We were talking afterwards about the play and defensive play in general.  Someone said that if I really wanted somebody to take the defensive stairs I should have done it myself.  This is reasonable as a general rule, but I don't know that it applied here.  I was fourth chair, so other players expecting me to be the one to give up value for defence seems unreasonable.  Plus Drummo was in the ideal spot to defensive stairs, him being directly before the other stairs.  Moreover, he lacked other good value options.  He wasn't giving up a great buy to defend, just foregoing what I see as a sketchy purchase for 40% of his stack.

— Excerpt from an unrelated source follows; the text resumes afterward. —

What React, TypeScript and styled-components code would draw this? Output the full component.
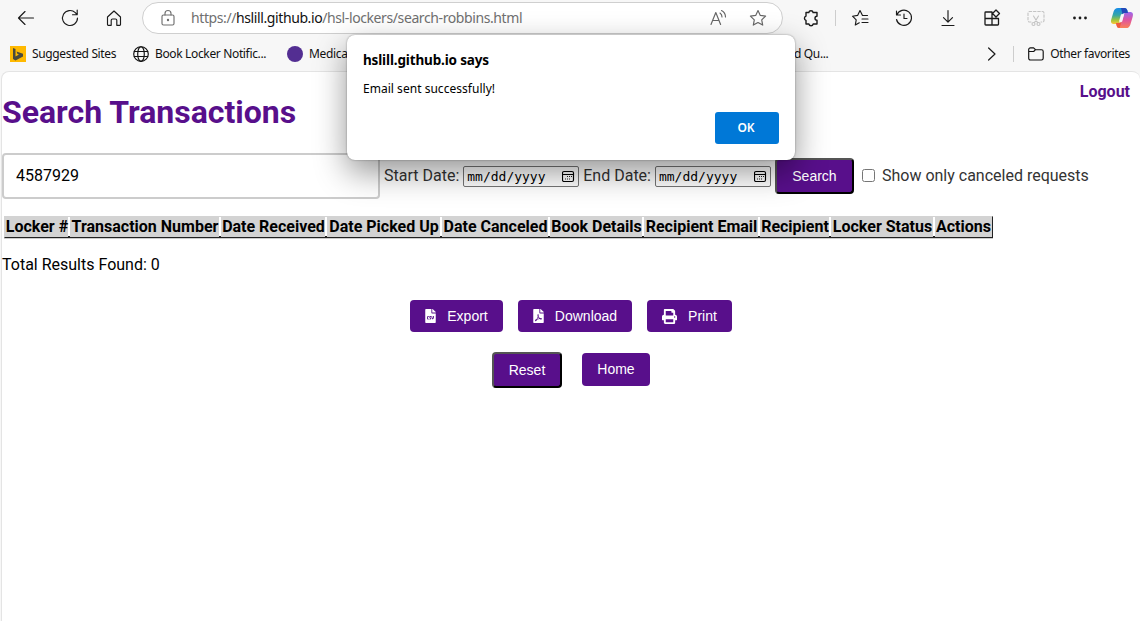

In general you can't just refuse to defend and always expect the last person in last to do the defending.  People won't put up with that sort of leverage being applied if they are good.  On the other hand you probably should expect defensive play if the player in question has no other good options.

At any rate this game really reinforced the value of position in CoMKL.  Playing after me is not ideal because I am going to play defensively.  I will guess your cards held (made 3 guesses during the final match and was correct on all 3) and work hard to prevent you getting the tiles you want.  But some players lean far more towards offence rather than defence and playing after them will get you deals now and again.

In the end the game itself was a great experience.  I am friends with all three other players at the table and having a final table with three strong gamers in a game I love where everyone has a good time is a far more positive experience than merely winning.  It doesn't hurt that Drummo and I were trashtalking the entire time and I crushed his hopes and dreams along the way.  He claimed that since I didn't win the game I can't really crow about my victory... but I submit that I beat him and the player to his left won, which thoroughly cements my claim of superiority at CoMKL.  If lefty wins, you should have done something about that!

Maybe next year I will finally get my 1st place trophy at that game.  Eventually a final table has to work out for me!